Steve Rawlinson said,
April 22, 2010 @ 8:50 pm
Sorry to bother you with what is probably a dumb question but following your intructions for using sa-update to get these rules everything works fine until:
sa-update –gpgkey 6C6191E3 –channel sought.rules.yerp.org
http: request failed: 500 Can’t connect to yerp.org:8080 (connect: timeout): 500 Can’t connect to yerp.org:8080 (connect: timeout)
Am I doing something stupid?
Justin Mason said,
April 22, 2010 @ 11:09 pm
hmm. it sounds like port 8080 isn’t going to work at your site; I recently moved the hosting to a server running on that port, but firewall issues may mean I need to reconsider that.
Steve Rawlinson said,
April 23, 2010 @ 12:47 pm
You’re right it was a firewall at my end. Fixed now, many thanks.
D. Stussy said,
August 16, 2010 @ 9:03 am
“Feel free to run sa-update as frequently as you like.”
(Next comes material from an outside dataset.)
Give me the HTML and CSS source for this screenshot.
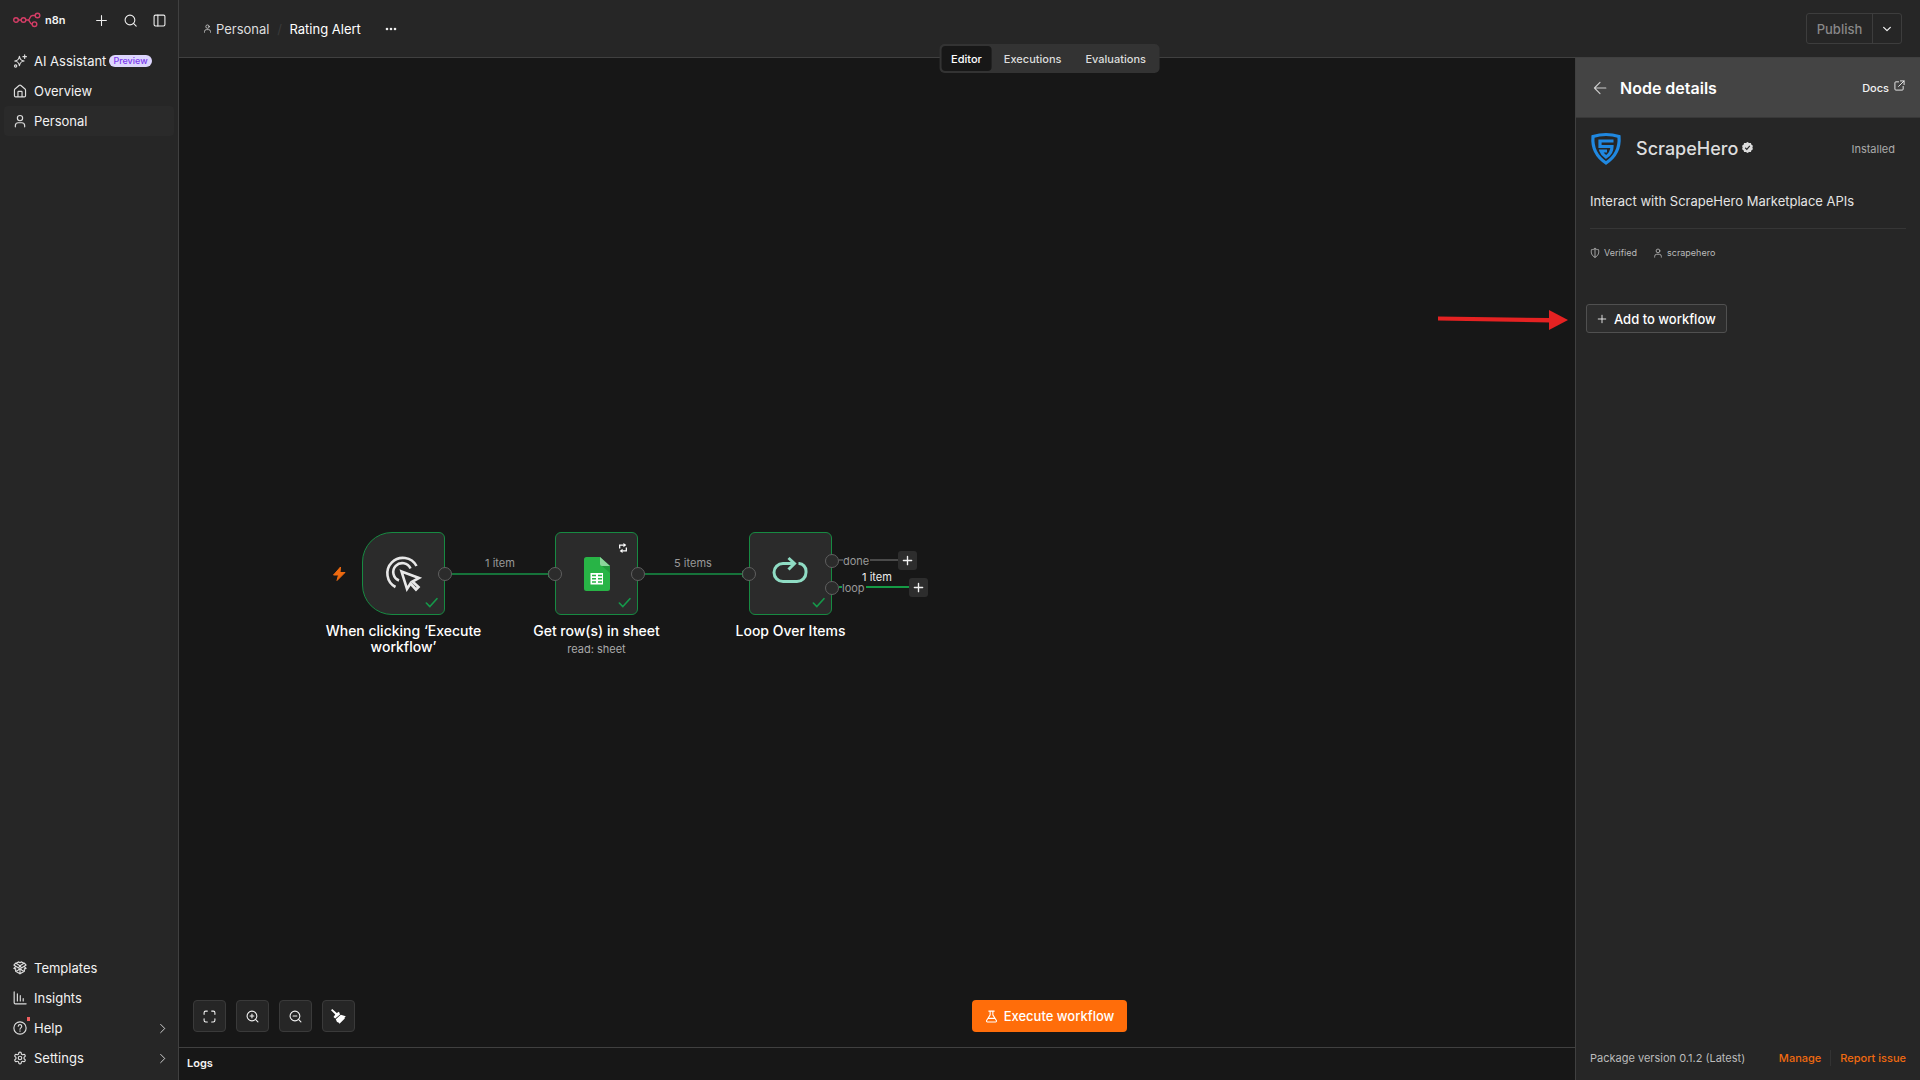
FILE: index.html
```html
<!DOCTYPE html>
<html lang="en">
<head>
<meta charset="utf-8">
<title>Rating Alert - n8n</title>
<link rel="stylesheet" href="styles.css">
</head>
<body>
<svg class="sprite" aria-hidden="true">
  <symbol id="user" viewBox="0 0 24 24"><circle cx="12" cy="7" r="4.500"/><path d="M4 22v-2a5 5 0 0 1 5-5h6a5 5 0 0 1 5 5v2"/></symbol>
  <symbol id="plus" viewBox="0 0 24 24"><path d="M3 12h18M12 3v18"/></symbol>
  <symbol id="chevron" viewBox="0 0 24 24"><path d="m8 3 9 9-9 9"/></symbol>
  <symbol id="check" viewBox="0 0 24 24"><path d="m2.500 13 6.500 6.500L22 5"/></symbol>
</svg>
<div class="app">
  <nav class="sidebar">
    <div class="brand">
      <svg class="brand-logo" viewBox="0 0 28 16"><circle cx="3" cy="8" r="2.300"/><circle cx="10.500" cy="8" r="2.300"/><circle cx="24.500" cy="3.500" r="2.300"/><circle cx="21.500" cy="12.200" r="2.300"/><path d="M5.300 8h2.900M12.800 8h2.200c2.500 0 1.200-4.500 4.500-4.500h2.700M15 8c2.200 0 1.500 4.200 4.200 4.200"/></svg>
      <span class="brand-name">n8n</span>
      <button class="icon-button" aria-label="Create"><svg class="icon"><use href="#plus"/></svg></button>
      <button class="icon-button" aria-label="Search"><svg class="icon" viewBox="0 0 24 24"><circle cx="11" cy="11" r="9"/><path d="m17.500 17.500 5 5"/></svg></button>
      <button class="icon-button" aria-label="Toggle sidebar"><svg class="icon" viewBox="0 0 24 24"><rect x="2" y="2" width="20" height="20" rx="2.500"/><path d="M9 2v20"/></svg></button>
    </div>
    <div class="menu">
      <a class="menu-item" href="#assistant"><svg class="icon" viewBox="0 0 24 24"><path d="M11 4c1 5.500 2.500 7 8 8-5.500 1-7 2.500-8 8-1-5.500-2.500-7-8-8 5.500-1 7-2.500 8-8zM20 1.500v6M17 4.500h6"/><circle cx="4.500" cy="20.500" r="2"/></svg>AI Assistant<span class="badge">Preview</span></a>
      <a class="menu-item" href="#overview"><svg class="icon" viewBox="0 0 24 24"><path d="M2.500 10.500c0-.8.300-1.400.900-1.900l7-6c1-.8 2.200-.8 3.200 0l7 6c.6.500.9 1.100.9 1.900V20a2 2 0 0 1-2 2h-15a2 2 0 0 1-2-2zM8.500 22v-8.500a1 1 0 0 1 1-1h5a1 1 0 0 1 1 1V22"/></svg>Overview</a>
      <a class="menu-item active" href="#personal"><svg class="icon"><use href="#user"/></svg>Personal</a>
    </div>
    <div class="menu menu-bottom">
      <a class="menu-item" href="#templates"><svg class="icon" viewBox="0 0 24 24"><path d="M12 13v9l-7.500-4.500V13M12 22l7.500-4.500V13M12 8 4.500 3.500 1.500 7 9.500 12zM12 8l7.500-4.500 3 3.500-8 5zM1.500 12.500l6.500 4 4-4 4 4 6.500-4-3-3M4.500 9.500l-3 3M6 3.500l4-2 2 1.500 2-1.500 4 2"/></svg>Templates</a>
      <a class="menu-item" href="#insights"><svg class="icon" viewBox="0 0 24 24"><path d="M2 1.500V20a2 2 0 0 0 2 2h18.500M7.500 5v12M12.500 8v9M17.500 13v4"/></svg>Insights</a>
      <a class="menu-item" href="#help"><span class="help-icon"><svg class="icon" viewBox="0 0 24 24"><circle cx="12" cy="12" r="10.500"/><path d="M9 9a3 3 0 0 1 6 .5c0 2-3 2.500-3 4.500M12 17v.6"/></svg></span>Help<svg class="icon arrow"><use href="#chevron"/></svg></a>
      <a class="menu-item" href="#settings"><svg class="icon" viewBox="0 0 24 24"><path d="M12.220 2h-.44a2 2 0 0 0-2 2v.18a2 2 0 0 1-1 1.730l-.43.250a2 2 0 0 1-2 0l-.15-.08a2 2 0 0 0-2.730.730l-.22.380a2 2 0 0 0 .730 2.730l.150.100a2 2 0 0 1 1 1.720v.510a2 2 0 0 1-1 1.740l-.15.090a2 2 0 0 0-.73 2.730l.220.380a2 2 0 0 0 2.730.730l.150-.08a2 2 0 0 1 2 0l.430.250a2 2 0 0 1 1 1.730V20a2 2 0 0 0 2 2h.440a2 2 0 0 0 2-2v-.18a2 2 0 0 1 1-1.730l.430-.25a2 2 0 0 1 2 0l.150.080a2 2 0 0 0 2.730-.73l.220-.39a2 2 0 0 0-.73-2.730l-.15-.08a2 2 0 0 1-1-1.740v-.5a2 2 0 0 1 1-1.740l.150-.09a2 2 0 0 0 .730-2.730l-.22-.38a2 2 0 0 0-2.730-.73l-.15.080a2 2 0 0 1-2 0l-.43-.25a2 2 0 0 1-1-1.730V4a2 2 0 0 0-2-2z"/><circle cx="12" cy="12" r="3"/></svg>Settings<svg class="icon arrow"><use href="#chevron"/></svg></a>
    </div>
  </nav>

  <main class="main">
    <header class="topbar">
      <a class="crumb" href="#personal"><svg class="icon crumb-icon"><use href="#user"/></svg>Personal</a>
      <span class="slash">/</span>
      <a class="crumb current" href="#workflow">Rating Alert</a>
      <button class="icon-button more" aria-label="More actions"><svg class="dots" viewBox="0 0 12 4"><circle cx="2" cy="2" r="1.300"/><circle cx="6" cy="2" r="1.300"/><circle cx="10" cy="2" r="1.300"/></svg></button>
      <div class="publish">
        <button class="publish-main" disabled>Publish</button>
        <button class="publish-more" aria-label="Publish options"><svg class="icon" viewBox="0 0 24 24"><path d="m4 8 8 8 8-8"/></svg></button>
      </div>
      <div class="tabs">
        <button class="tab selected">Editor</button>
        <button class="tab">Executions</button>
        <button class="tab">Evaluations</button>
      </div>
    </header>

    <div class="workspace">
      <section class="editor">
        <div class="canvas">
          <svg class="edges" viewBox="0 0 800 600">
            <path class="run" d="M273 516h97M466 516h98"/>
            <path class="tip" d="M369 512.500l6 3.500-6 3.500zM563 512.500l6 3.500-6 3.500z"/>
            <path class="idle" d="M660 502h60"/>
            <path class="run strong" d="M660 529h72"/>
            <path class="bolt" d="M162.500 509l-7 8h5l-1.500 5.500 8-8h-5z"/>
          </svg>
          <span class="edge-label first">1 item</span>
          <span class="edge-label second">5 items</span>
          <span class="edge-label bright">1 item</span>

          <div class="node trigger">
            <svg class="pointer" viewBox="1 1 34 34"><path d="M9.500 31A15.500 15.500 0 1 1 30.500 10M13 24.500A9 9 0 1 1 24.500 12.500"/><path d="M15.500 15.500l17.500 6.500-6.500 3.500 6 5.500-2.500 2.500-5.500-6-3.500 5.500z"/></svg>
            <svg class="icon done-mark"><use href="#check"/></svg>
            <i class="port right"></i>
            <div class="caption">When clicking ‘Execute workflow’</div>
          </div>
          <div class="node sheet">
            <svg class="sheet-icon" viewBox="0 0 26 34"><path fill="#28b446" d="M2.500 0H16l10 9v22.500a2.500 2.500 0 0 1-2.500 2.500h-21A2.500 2.500 0 0 1 0 31.500v-29A2.500 2.500 0 0 1 2.500 0z"/><path fill="#8bd69b" d="M16 0l10 9h-8a2 2 0 0 1-2-2z"/><path fill="#219b3c" d="M18 9h8v7z"/><path fill="#fff" d="M6.500 16h12.500v11.500h-12.500z"/><path fill="none" stroke="#28b446" d="M8 18.500h4M14 18.500h4M8 21.700h4M14 21.700h4M8 25h4M14 25h4" stroke-width="1.600"/></svg>
            <svg class="retry" viewBox="0 0 24 24"><path d="M4 13V5h10M20 11v8H10"/><path class="solid" d="M13 0l7 5-7 5zM11 14l-7 5 7 5z"/></svg>
            <svg class="icon done-mark"><use href="#check"/></svg>
            <i class="port left"></i><i class="port right"></i>
            <div class="caption">Get row(s) in sheet<small>read: sheet</small></div>
          </div>
          <div class="node loop">
            <svg class="loop-icon" viewBox="1 1 36 26"><path d="M26.500 6.500h.5a7.500 7.500 0 0 1 7 7.500v1.500a9 9 0 0 1-9 9H11a9 9 0 0 1-9-9V15.500a9 9 0 0 1 9-9h11M16.500 1l6 5.500-6 6"/></svg>
            <svg class="icon done-mark"><use href="#check"/></svg>
            <i class="port left"></i><i class="port upper"></i><i class="port lower"></i>
            <div class="caption">Loop Over Items</div>
          </div>
          <span class="port-label done">done</span>
          <span class="port-label again">loop</span>
          <button class="add-node done" aria-label="Add after done"><svg class="icon"><use href="#plus"/></svg></button>
          <button class="add-node again" aria-label="Add after loop"><svg class="icon"><use href="#plus"/></svg></button>

          <div class="canvas-bar">
            <div class="controls">
              <button class="control" aria-label="Fit view"><svg class="icon" viewBox="0 0 24 24"><path d="M2 8V5a3 3 0 0 1 3-3h3M16 2h3a3 3 0 0 1 3 3v3M22 16v3a3 3 0 0 1-3 3h-3M8 22H5a3 3 0 0 1-3-3v-3"/></svg></button>
              <button class="control" aria-label="Zoom in"><svg class="icon" viewBox="0 0 24 24"><circle cx="11" cy="11" r="9"/><path d="m17.500 17.500 4.500 4.500M7.500 11h7M11 7.500v7"/></svg></button>
              <button class="control" aria-label="Zoom out"><svg class="icon" viewBox="0 0 24 24"><circle cx="11" cy="11" r="9"/><path d="m17.500 17.500 4.500 4.500M7.500 11h7"/></svg></button>
              <button class="control" aria-label="Tidy up"><svg class="broom" viewBox="0 0 15 15"><path d="M0 1.200 1.200 0 5.800 4 8 2.800l1 2.700-4.800 4L2.500 8l1.800-2.500z"/><path d="M9.800 5.800 14.800 7.200 13.500 8.800 13.800 9.500 8.500 14.700 7.500 13.500 6 13 4.800 10.200z"/></svg></button>
            </div>
            <button class="execute"><svg class="icon" viewBox="0 0 24 24"><path d="M7 2h10M9.500 2v7L3 19.500A1.700 1.700 0 0 0 4.500 22h15a1.700 1.700 0 0 0 1.500-2.500L14.500 9V2M6 15.500h12"/></svg>Execute workflow</button>
          </div>
        </div>
        <footer class="logs">Logs</footer>
      </section>

      <aside class="details">
        <header class="details-head">
          <button class="icon-button" aria-label="Back"><svg class="icon back" viewBox="0 0 24 24"><path d="M22 12H2.500M12 2.500 2.500 12l9.500 9.500"/></svg></button>
          <h1 class="details-title">Node details</h1>
          <a class="docs" href="#docs">Docs<svg class="icon" viewBox="0 0 24 24"><path d="M14 2h8v8M22 2 10 14M10 4H4a2 2 0 0 0-2 2v14a2 2 0 0 0 2 2h14a2 2 0 0 0 2-2v-6"/></svg></a>
        </header>
        <div class="details-body">
          <div class="package">
            <svg class="shield" viewBox="-1 0 30 32"><path d="M2 3.500Q15-.5 28 3.500C29 15 24 24 15 30 6 24 1 15 2 3.500z"/><path d="M22.500 8H9v5.500h12c0 5-2 8-6 10.500-2.500-1.800-4.200-3.500-5-6h6"/></svg>
            <h2 class="package-name">ScrapeHero</h2>
            <svg class="verified" viewBox="0 0 24 24"><path fill="#ddd" d="M12 0l3.400 2.200 4-.1 1.300 3.900 3.200 2.400L22.700 12l1.200 3.800-3.200 2.400-1.300 3.800-4-.1L12 24l-3.400-2.100-4 .1-1.300-3.800L.1 15.800 1.300 12 .1 8.300l3.200-2.400L4.600 2l4 .2z"/><path fill="none" stroke="#262626" stroke-width="2.500" d="m7 12.500 3.500 3.500L17 8.500"/></svg>
            <span class="installed">Installed</span>
          </div>
          <p class="about">Interact with ScrapeHero Marketplace APIs</p>
          <div class="meta">
            <span class="meta-item"><svg class="icon" viewBox="0 0 24 24"><path d="M12 1.500c3 2 5.500 2.500 8.500 2.500 1.500 7 0 14-8.500 18.500C3.500 18 2 11 3.500 4c3 0 5.500-.5 8.500-2.500zM12 2v20"/></svg>Verified</span>
            <span class="meta-item"><svg class="icon"><use href="#user"/></svg>scrapehero</span>
          </div>
          <div class="action">
            <button class="add"><svg class="icon"><use href="#plus"/></svg>Add to workflow</button>
            <svg class="callout" viewBox="0 0 130 20"><path d="M0 6.500 112 8v4.500L0 10.500z"/><path d="M111 0l19 10-19 10z"/></svg>
          </div>
        </div>
        <footer class="details-foot">
          <span class="version">Package version 0.1.2 (Latest)</span>
          <a class="foot-link" href="#manage">Manage</a>
          <a class="foot-link issue" href="#issue">Report issue</a>
        </footer>
      </aside>
    </div>
  </main>
</div>
</body>
</html>
```
FILE: styles.css
```css
* { box-sizing: border-box; }
body { margin: 0; background: #171717; color: #f2f2f2; font: 13px/16px Inter, "Liberation Sans", sans-serif; }
button { font: inherit; color: inherit; background: none; border: 0; padding: 0; display: flex; align-items: center; justify-content: center; }
a { color: inherit; text-decoration: none; }
h1, h2, p { margin: 0; }
svg { display: block; flex: none; overflow: visible; }
.sprite { position: absolute; width: 0; height: 0; }
.icon { width: 13px; height: 13px; fill: none; stroke: currentColor; stroke-width: 2; stroke-linecap: round; stroke-linejoin: round; }

.app { display: grid; grid-template-columns: 179px 1fr; min-height: 100vh; }

/* Sidebar */
.sidebar { display: flex; flex-direction: column; background: #262626; border-right: 1px solid #404040; padding: 10px 4px 7px; }
.brand { display: flex; align-items: center; height: 20px; padding: 0 2px 0 9px; }
.brand-logo { width: 28px; height: 16px; fill: none; stroke: #d43d66; stroke-width: 1.4; }
.brand-name { flex: 1; margin-left: 4px; font-size: 11px; font-weight: 600; }
.icon-button { color: #eee; }
.brand .icon-button { width: 25px; margin-left: 4px; }
.menu { display: flex; flex-direction: column; margin-top: 16px; }
.menu-bottom { margin-top: auto; }
.menu-item { display: flex; align-items: center; gap: 7px; height: 30px; padding: 0 6px 0 9px; border-radius: 4px; }
.menu-item .icon { color: #ddd; width: 14px; height: 14px; }
.menu-item.active { background: #2a2a2a; }
.badge { margin-left: -4px; padding: 0 4px; border-radius: 6px; background: #ddd6fe; color: #7c3aed; font-size: 9px; line-height: 12px; font-weight: 500; }
.menu-item .arrow { width: 11px; height: 11px; margin-left: auto; }
.help-icon { position: relative; }
.help-icon::after { content: ""; position: absolute; top: -4px; right: -3px; width: 3px; height: 4px; background: #f06060; }

/* Header */
.main { display: flex; flex-direction: column; min-width: 0; }
.topbar { position: relative; z-index: 1; display: flex; align-items: center; height: 58px; padding: 0 18px 0 24px; background: #262626; border-bottom: 1px solid #404040; }
.crumb { display: flex; align-items: center; gap: 4px; color: #ddd; }
.crumb-icon { width: 9px; height: 9px; }
.crumb.current { color: #fff; }
.slash { width: 20px; text-align: center; color: #3a3a3a; }
.more { margin-left: 24px; }
.dots { width: 12px; height: 4px; fill: #eee; }
.publish { display: flex; height: 31px; margin-left: auto; border: 1px solid #3d3d3d; border-radius: 3px; font-weight: 500; }
.publish-main { width: 65px; color: #888; }
.publish-more { width: 29px; border-left: 1px solid #3d3d3d; }
.publish-more .icon { width: 10px; height: 10px; stroke-width: 3; }
.tabs { position: absolute; left: 50%; bottom: -16px; transform: translateX(-50%); display: flex; height: 29px; padding: 2px; border-radius: 5px; background: #333; }
.tab { padding: 0 12px; border-radius: 4px; font-size: 11px; font-weight: 500; color: #ddd; }
.tab.selected { background: #171717; color: #fff; padding: 0 10px; }

/* Canvas */
.workspace { flex: 1; display: grid; }
.editor { grid-area: 1 / 1; display: flex; flex-direction: column; }
.canvas { position: relative; flex: 1; display: flex; flex-direction: column; justify-content: flex-end; min-height: 700px; }
.edges { position: absolute; left: 0; top: 0; width: 800px; height: 600px; fill: none; }
.run { stroke: #16733a; stroke-width: 2; }
.run.strong { stroke: #159a45; }
.idle { stroke: #4a4a4a; stroke-width: 2; }
.tip { fill: #159a45; }
.edges .bolt { fill: #ee6a10; stroke: #ee6a10; stroke-width: 1; stroke-linejoin: round; transform: translateX(-1px); }
.edge-label { position: absolute; width: 60px; text-align: center; font-size: 11px; line-height: 14px; color: #999; }
.edge-label.first { left: 291px; top: 498px; }
.edge-label.second { left: 484px; top: 498px; }
.edge-label.bright { left: 668px; top: 512px; color: #eee; }
.node { position: absolute; top: 474px; width: 83px; height: 83px; display: flex; align-items: center; justify-content: center; border: 1px solid #178a42; border-radius: 6px; background: #2b2b2b; }
.node.trigger { left: 183px; border-radius: 30px 6px 6px 30px; }
.node.sheet { left: 376px; }
.node.loop { left: 570px; }
.pointer { width: 34px; height: 34px; fill: none; stroke: #e8e8e8; stroke-width: 2.6; }
.sheet-icon { width: 26px; height: 34px; }
.retry { position: absolute; top: 10px; right: 9px; width: 10px; height: 10px; fill: none; stroke: #fff; stroke-width: 3; }
.retry .solid { fill: #fff; stroke: none; }
.loop-icon { width: 36px; height: 26px; margin-bottom: 6px; fill: none; stroke: #8fdcc4; stroke-width: 3; }
.node .done-mark { position: absolute; right: 6px; bottom: 5px; color: #15994a; stroke-width: 3; }
.port { position: absolute; top: 34px; width: 14px; height: 14px; border: 1px solid #606060; border-radius: 50%; background: #2b2b2b; }
.port.left { left: -8px; }
.port.right { right: -8px; }
.port.upper { top: 21px; right: -8px; }
.port.lower { top: 48px; right: -8px; }
.port-label { position: absolute; padding-right: 1px; font-size: 11px; line-height: 12px; color: #999; background: #171717; }
.port-label.done { left: 664px; top: 497px; }
.port-label.again { left: 663px; top: 524px; }
.caption { position: absolute; top: 90px; left: 50%; width: 166px; transform: translateX(-50%); text-align: center; font-size: 14px; font-weight: 500; color: #fff; }
.caption small { display: block; margin-top: 2px; font-size: 11px; line-height: 16px; font-weight: 400; color: #aaa; }
.add-node { position: absolute; width: 19px; height: 19px; border-radius: 3px; background: #2d2d2d; }
.add-node .icon { width: 11px; height: 11px; stroke-width: 3; }
.add-node.done { left: 719px; top: 493px; }
.add-node.again { left: 730px; top: 520px; }
.canvas-bar { position: relative; display: grid; grid-template-columns: 1fr auto 1fr; padding: 0 14px 15px; }
.controls { display: flex; gap: 10px; }
.control { width: 33px; height: 32px; border: 1px solid #3a3a3a; border-radius: 4px; background: #262626; }
.broom { width: 15px; height: 15px; fill: #fff; }
.execute { height: 32px; gap: 6px; padding: 0 13px; border-radius: 4px; background: #ff6d0a; font-weight: 500; color: #fff; }
.logs { height: 33px; padding: 7px 8px; border-top: 1px solid #404040; font-size: 11px; font-weight: 600; }

/* Node details */
.details { grid-area: 1 / 1; justify-self: end; z-index: 1; display: flex; flex-direction: column; width: 345px; background: #262626; border-left: 1px solid #404040; }
.details-head { display: flex; align-items: center; height: 60px; padding: 0 15px 0 17px; background: #444; border-bottom: 1px solid #383838; }
.back { width: 14px; height: 14px; color: #ccc; }
.details-title { margin-left: 13px; font-size: 16px; line-height: 20px; font-weight: 600; color: #fff; }
.docs { display: flex; align-items: center; gap: 5px; margin-left: auto; font-size: 11px; font-weight: 500; }
.docs .icon { width: 11px; height: 11px; margin-bottom: 4px; }
.details-body { flex: 1; padding: 15px 14px 0; }
.package { display: flex; align-items: center; height: 32px; padding-right: 11px; }
.shield { width: 30px; height: 32px; fill: none; stroke: #2088e0; stroke-width: 3.2; }
.package-name { margin: 0 4px 0 16px; font-size: 18px; line-height: 24px; font-weight: 500; color: #ddd; }
.verified { width: 11px; height: 11px; margin-bottom: 4px; }
.installed { margin-left: auto; font-size: 11px; color: #aaa; }
.about { padding: 28px 0 18px; border-bottom: 1px solid #363636; line-height: 17px; color: #e4e4e4; }
.meta { display: flex; gap: 16px; padding-top: 17px; font-size: 9px; line-height: 14px; color: #bbb; }
.meta-item { display: flex; align-items: center; gap: 4px; }
.meta .icon { width: 10px; height: 10px; }
.action { position: relative; margin: 44px 0 0 -4px; }
.add { height: 29px; gap: 7px; padding: 0 10px; border: 1px solid #505050; border-radius: 3px; background: #2d2d2d; font-weight: 500; color: #fff; }
.add .icon { width: 10px; height: 10px; }
.callout { position: absolute; right: 100%; top: 6px; width: 130px; height: 20px; margin-right: 18px; fill: #e52222; }
.details-foot { display: flex; align-items: center; height: 44px; padding: 0 14px; font-size: 11px; }
.version { flex: 1; color: #bbb; }
.foot-link { font-weight: 500; color: #f06a10; }
.issue { margin-left: 9px; padding-left: 9px; border-left: 1px solid #333; }
```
Although you do say this, you (and every other SA channel provider) should indicate a suggested update frequency. Otherwise, one may end up with some a$$ who decides a cron job to check every 5 minutes is adequate (but clearly inappropriate for a service that updates once per hour or per day). Therefore, the frequency in which YOU update the rules you offer should be the disclosed (and be the minimum that is used by everyone to check for updates).
marcin said,
January 14, 2011 @ 2:46 pm
I can’t use this rules, i’m getting: GET http://rules.yerp.org.s3.amazonaws.com/rules/stage/3301058947.tar.gz request failed, retrying: 500 Can’t connect to rules.yerp.org.s3.amazonaws.com:80 (Bad hostname ‘rules.yerp.org.s3.amazonaws.com’): 500 Can’t connect to rules.yerp.org.s3.amazonaws.com:80 (Bad hostname ‘rules.yerp.org.s3.amazonaws.com’)
Is this channel still active?
Justin Mason said,
January 14, 2011 @ 4:08 pm
hey Marcin — that should work ok:
Marcin said,
January 15, 2011 @ 4:32 pm
Thanks Justin, now everething works. I’ve downloaded rules succesfully. Regards.